Stated task: Word for word, give the material below again, minus any images.

Supplied information:
++++++++

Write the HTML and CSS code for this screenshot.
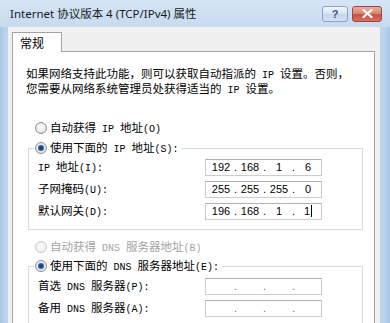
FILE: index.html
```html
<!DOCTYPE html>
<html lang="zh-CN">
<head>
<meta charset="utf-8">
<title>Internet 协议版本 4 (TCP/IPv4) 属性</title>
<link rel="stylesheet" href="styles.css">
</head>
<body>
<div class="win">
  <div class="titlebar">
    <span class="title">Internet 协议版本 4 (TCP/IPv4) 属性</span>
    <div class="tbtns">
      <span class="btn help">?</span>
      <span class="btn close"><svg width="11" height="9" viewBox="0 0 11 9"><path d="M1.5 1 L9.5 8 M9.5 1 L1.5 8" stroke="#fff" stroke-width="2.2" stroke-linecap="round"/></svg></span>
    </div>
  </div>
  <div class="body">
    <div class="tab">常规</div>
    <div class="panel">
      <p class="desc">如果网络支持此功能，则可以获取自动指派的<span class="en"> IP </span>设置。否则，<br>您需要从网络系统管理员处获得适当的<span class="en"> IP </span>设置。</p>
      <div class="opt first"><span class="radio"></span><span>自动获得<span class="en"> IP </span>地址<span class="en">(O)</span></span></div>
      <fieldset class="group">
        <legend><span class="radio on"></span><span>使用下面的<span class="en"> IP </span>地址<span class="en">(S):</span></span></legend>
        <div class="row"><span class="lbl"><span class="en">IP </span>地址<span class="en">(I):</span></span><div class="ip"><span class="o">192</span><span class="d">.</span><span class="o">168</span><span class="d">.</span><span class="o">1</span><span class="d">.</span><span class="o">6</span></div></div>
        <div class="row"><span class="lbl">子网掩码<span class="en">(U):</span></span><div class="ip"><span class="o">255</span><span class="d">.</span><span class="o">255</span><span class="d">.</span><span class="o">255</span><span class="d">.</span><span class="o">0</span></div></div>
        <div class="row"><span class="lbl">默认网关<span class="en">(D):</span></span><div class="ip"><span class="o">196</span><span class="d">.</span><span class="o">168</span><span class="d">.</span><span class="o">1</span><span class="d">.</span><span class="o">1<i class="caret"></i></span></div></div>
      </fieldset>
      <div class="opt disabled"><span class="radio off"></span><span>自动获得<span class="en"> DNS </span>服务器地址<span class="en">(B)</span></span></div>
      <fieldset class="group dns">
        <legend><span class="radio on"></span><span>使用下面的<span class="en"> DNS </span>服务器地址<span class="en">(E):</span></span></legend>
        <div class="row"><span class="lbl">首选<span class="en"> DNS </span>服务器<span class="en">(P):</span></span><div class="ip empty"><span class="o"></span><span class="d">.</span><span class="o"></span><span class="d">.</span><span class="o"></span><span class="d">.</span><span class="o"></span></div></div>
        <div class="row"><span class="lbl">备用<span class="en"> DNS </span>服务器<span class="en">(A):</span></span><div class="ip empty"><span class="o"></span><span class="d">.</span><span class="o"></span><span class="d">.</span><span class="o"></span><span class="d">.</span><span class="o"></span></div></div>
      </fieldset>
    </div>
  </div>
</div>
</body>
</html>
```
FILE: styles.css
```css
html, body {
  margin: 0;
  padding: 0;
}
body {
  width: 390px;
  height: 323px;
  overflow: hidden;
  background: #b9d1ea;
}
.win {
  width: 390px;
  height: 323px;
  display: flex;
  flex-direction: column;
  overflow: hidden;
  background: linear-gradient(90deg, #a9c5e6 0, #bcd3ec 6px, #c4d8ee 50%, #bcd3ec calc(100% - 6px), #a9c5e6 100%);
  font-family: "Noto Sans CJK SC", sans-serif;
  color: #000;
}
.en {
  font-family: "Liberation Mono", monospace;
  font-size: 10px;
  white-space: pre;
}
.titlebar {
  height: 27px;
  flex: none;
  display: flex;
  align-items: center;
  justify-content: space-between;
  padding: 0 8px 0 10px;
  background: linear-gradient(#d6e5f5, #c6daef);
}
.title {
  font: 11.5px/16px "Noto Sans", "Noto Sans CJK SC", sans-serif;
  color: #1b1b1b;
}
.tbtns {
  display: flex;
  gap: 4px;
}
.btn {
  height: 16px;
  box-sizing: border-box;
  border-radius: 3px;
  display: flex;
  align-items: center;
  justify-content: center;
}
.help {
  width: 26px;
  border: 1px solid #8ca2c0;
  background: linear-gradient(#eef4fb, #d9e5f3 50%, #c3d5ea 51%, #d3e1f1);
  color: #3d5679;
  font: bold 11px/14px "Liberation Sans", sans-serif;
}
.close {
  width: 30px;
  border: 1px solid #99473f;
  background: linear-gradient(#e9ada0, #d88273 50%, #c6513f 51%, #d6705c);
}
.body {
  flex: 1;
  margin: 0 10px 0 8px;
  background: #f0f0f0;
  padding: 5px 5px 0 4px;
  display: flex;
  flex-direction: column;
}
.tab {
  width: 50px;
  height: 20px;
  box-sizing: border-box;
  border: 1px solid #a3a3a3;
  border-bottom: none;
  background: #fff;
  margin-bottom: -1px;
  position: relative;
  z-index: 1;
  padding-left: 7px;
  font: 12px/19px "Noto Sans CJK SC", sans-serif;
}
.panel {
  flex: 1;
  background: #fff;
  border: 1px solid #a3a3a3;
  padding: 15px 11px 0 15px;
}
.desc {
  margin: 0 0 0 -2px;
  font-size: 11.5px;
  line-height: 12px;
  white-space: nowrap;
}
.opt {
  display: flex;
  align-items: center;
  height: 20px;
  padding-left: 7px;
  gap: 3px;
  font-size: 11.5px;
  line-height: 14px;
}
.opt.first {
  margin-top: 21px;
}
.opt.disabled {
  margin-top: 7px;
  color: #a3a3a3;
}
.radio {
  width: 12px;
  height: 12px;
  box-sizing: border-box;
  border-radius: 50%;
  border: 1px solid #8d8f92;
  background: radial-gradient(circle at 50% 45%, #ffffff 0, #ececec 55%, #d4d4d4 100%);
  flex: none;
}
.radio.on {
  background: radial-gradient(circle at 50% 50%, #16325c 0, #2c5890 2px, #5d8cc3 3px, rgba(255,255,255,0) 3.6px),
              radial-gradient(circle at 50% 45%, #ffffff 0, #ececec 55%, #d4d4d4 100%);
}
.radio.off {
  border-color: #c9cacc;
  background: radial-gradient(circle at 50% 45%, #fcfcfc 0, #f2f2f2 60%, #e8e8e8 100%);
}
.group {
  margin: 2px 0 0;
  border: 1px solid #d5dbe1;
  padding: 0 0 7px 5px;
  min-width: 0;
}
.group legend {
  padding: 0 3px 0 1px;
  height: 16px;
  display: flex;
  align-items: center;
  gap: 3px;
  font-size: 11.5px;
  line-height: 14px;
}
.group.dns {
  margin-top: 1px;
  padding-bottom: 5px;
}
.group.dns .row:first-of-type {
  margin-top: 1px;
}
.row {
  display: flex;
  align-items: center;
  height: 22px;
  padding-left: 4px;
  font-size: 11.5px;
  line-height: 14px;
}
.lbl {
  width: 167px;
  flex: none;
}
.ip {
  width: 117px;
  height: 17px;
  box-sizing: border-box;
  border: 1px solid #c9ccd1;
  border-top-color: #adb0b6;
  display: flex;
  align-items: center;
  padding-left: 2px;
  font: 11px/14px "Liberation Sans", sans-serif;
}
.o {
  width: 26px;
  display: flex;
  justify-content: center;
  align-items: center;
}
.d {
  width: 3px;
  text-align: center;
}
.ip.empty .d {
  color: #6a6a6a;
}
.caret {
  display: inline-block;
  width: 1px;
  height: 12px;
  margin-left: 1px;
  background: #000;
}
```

++++++++

Task answer:
Write the HTML and CSS code for this screenshot.
FILE: index.html
```html
<!DOCTYPE html>
<html lang="zh-CN">
<head>
<meta charset="utf-8">
<title>Internet 协议版本 4 (TCP/IPv4) 属性</title>
<link rel="stylesheet" href="styles.css">
</head>
<body>
<div class="win">
  <div class="titlebar">
    <span class="title">Internet 协议版本 4 (TCP/IPv4) 属性</span>
    <div class="tbtns">
      <span class="btn help">?</span>
      <span class="btn close"><svg width="11" height="9" viewBox="0 0 11 9"><path d="M1.5 1 L9.5 8 M9.5 1 L1.5 8" stroke="#fff" stroke-width="2.2" stroke-linecap="round"/></svg></span>
    </div>
  </div>
  <div class="body">
    <div class="tab">常规</div>
    <div class="panel">
      <p class="desc">如果网络支持此功能，则可以获取自动指派的<span class="en"> IP </span>设置。否则，<br>您需要从网络系统管理员处获得适当的<span class="en"> IP </span>设置。</p>
      <div class="opt first"><span class="radio"></span><span>自动获得<span class="en"> IP </span>地址<span class="en">(O)</span></span></div>
      <fieldset class="group">
        <legend><span class="radio on"></span><span>使用下面的<span class="en"> IP </span>地址<span class="en">(S):</span></span></legend>
        <div class="row"><span class="lbl"><span class="en">IP </span>地址<span class="en">(I):</span></span><div class="ip"><span class="o">192</span><span class="d">.</span><span class="o">168</span><span class="d">.</span><span class="o">1</span><span class="d">.</span><span class="o">6</span></div></div>
        <div class="row"><span class="lbl">子网掩码<span class="en">(U):</span></span><div class="ip"><span class="o">255</span><span class="d">.</span><span class="o">255</span><span class="d">.</span><span class="o">255</span><span class="d">.</span><span class="o">0</span></div></div>
        <div class="row"><span class="lbl">默认网关<span class="en">(D):</span></span><div class="ip"><span class="o">196</span><span class="d">.</span><span class="o">168</span><span class="d">.</span><span class="o">1</span><span class="d">.</span><span class="o">1<i class="caret"></i></span></div></div>
      </fieldset>
      <div class="opt disabled"><span class="radio off"></span><span>自动获得<span class="en"> DNS </span>服务器地址<span class="en">(B)</span></span></div>
      <fieldset class="group dns">
        <legend><span class="radio on"></span><span>使用下面的<span class="en"> DNS </span>服务器地址<span class="en">(E):</span></span></legend>
        <div class="row"><span class="lbl">首选<span class="en"> DNS </span>服务器<span class="en">(P):</span></span><div class="ip empty"><span class="o"></span><span class="d">.</span><span class="o"></span><span class="d">.</span><span class="o"></span><span class="d">.</span><span class="o"></span></div></div>
        <div class="row"><span class="lbl">备用<span class="en"> DNS </span>服务器<span class="en">(A):</span></span><div class="ip empty"><span class="o"></span><span class="d">.</span><span class="o"></span><span class="d">.</span><span class="o"></span><span class="d">.</span><span class="o"></span></div></div>
      </fieldset>
    </div>
  </div>
</div>
</body>
</html>
```
FILE: styles.css
```css
html, body {
  margin: 0;
  padding: 0;
}
body {
  width: 390px;
  height: 323px;
  overflow: hidden;
  background: #b9d1ea;
}
.win {
  width: 390px;
  height: 323px;
  display: flex;
  flex-direction: column;
  overflow: hidden;
  background: linear-gradient(90deg, #a9c5e6 0, #bcd3ec 6px, #c4d8ee 50%, #bcd3ec calc(100% - 6px), #a9c5e6 100%);
  font-family: "Noto Sans CJK SC", sans-serif;
  color: #000;
}
.en {
  font-family: "Liberation Mono", monospace;
  font-size: 10px;
  white-space: pre;
}
.titlebar {
  height: 27px;
  flex: none;
  display: flex;
  align-items: center;
  justify-content: space-between;
  padding: 0 8px 0 10px;
  background: linear-gradient(#d6e5f5, #c6daef);
}
.title {
  font: 11.5px/16px "Noto Sans", "Noto Sans CJK SC", sans-serif;
  color: #1b1b1b;
}
.tbtns {
  display: flex;
  gap: 4px;
}
.btn {
  height: 16px;
  box-sizing: border-box;
  border-radius: 3px;
  display: flex;
  align-items: center;
  justify-content: center;
}
.help {
  width: 26px;
  border: 1px solid #8ca2c0;
  background: linear-gradient(#eef4fb, #d9e5f3 50%, #c3d5ea 51%, #d3e1f1);
  color: #3d5679;
  font: bold 11px/14px "Liberation Sans", sans-serif;
}
.close {
  width: 30px;
  border: 1px solid #99473f;
  background: linear-gradient(#e9ada0, #d88273 50%, #c6513f 51%, #d6705c);
}
.body {
  flex: 1;
  margin: 0 10px 0 8px;
  background: #f0f0f0;
  padding: 5px 5px 0 4px;
  display: flex;
  flex-direction: column;
}
.tab {
  width: 50px;
  height: 20px;
  box-sizing: border-box;
  border: 1px solid #a3a3a3;
  border-bottom: none;
  background: #fff;
  margin-bottom: -1px;
  position: relative;
  z-index: 1;
  padding-left: 7px;
  font: 12px/19px "Noto Sans CJK SC", sans-serif;
}
.panel {
  flex: 1;
  background: #fff;
  border: 1px solid #a3a3a3;
  padding: 15px 11px 0 15px;
}
.desc {
  margin: 0 0 0 -2px;
  font-size: 11.5px;
  line-height: 12px;
  white-space: nowrap;
}
.opt {
  display: flex;
  align-items: center;
  height: 20px;
  padding-left: 7px;
  gap: 3px;
  font-size: 11.5px;
  line-height: 14px;
}
.opt.first {
  margin-top: 21px;
}
.opt.disabled {
  margin-top: 7px;
  color: #a3a3a3;
}
.radio {
  width: 12px;
  height: 12px;
  box-sizing: border-box;
  border-radius: 50%;
  border: 1px solid #8d8f92;
  background: radial-gradient(circle at 50% 45%, #ffffff 0, #ececec 55%, #d4d4d4 100%);
  flex: none;
}
.radio.on {
  background: radial-gradient(circle at 50% 50%, #16325c 0, #2c5890 2px, #5d8cc3 3px, rgba(255,255,255,0) 3.6px),
              radial-gradient(circle at 50% 45%, #ffffff 0, #ececec 55%, #d4d4d4 100%);
}
.radio.off {
  border-color: #c9cacc;
  background: radial-gradient(circle at 50% 45%, #fcfcfc 0, #f2f2f2 60%, #e8e8e8 100%);
}
.group {
  margin: 2px 0 0;
  border: 1px solid #d5dbe1;
  padding: 0 0 7px 5px;
  min-width: 0;
}
.group legend {
  padding: 0 3px 0 1px;
  height: 16px;
  display: flex;
  align-items: center;
  gap: 3px;
  font-size: 11.5px;
  line-height: 14px;
}
.group.dns {
  margin-top: 1px;
  padding-bottom: 5px;
}
.group.dns .row:first-of-type {
  margin-top: 1px;
}
.row {
  display: flex;
  align-items: center;
  height: 22px;
  padding-left: 4px;
  font-size: 11.5px;
  line-height: 14px;
}
.lbl {
  width: 167px;
  flex: none;
}
.ip {
  width: 117px;
  height: 17px;
  box-sizing: border-box;
  border: 1px solid #c9ccd1;
  border-top-color: #adb0b6;
  display: flex;
  align-items: center;
  padding-left: 2px;
  font: 11px/14px "Liberation Sans", sans-serif;
}
.o {
  width: 26px;
  display: flex;
  justify-content: center;
  align-items: center;
}
.d {
  width: 3px;
  text-align: center;
}
.ip.empty .d {
  color: #6a6a6a;
}
.caret {
  display: inline-block;
  width: 1px;
  height: 12px;
  margin-left: 1px;
  background: #000;
}
```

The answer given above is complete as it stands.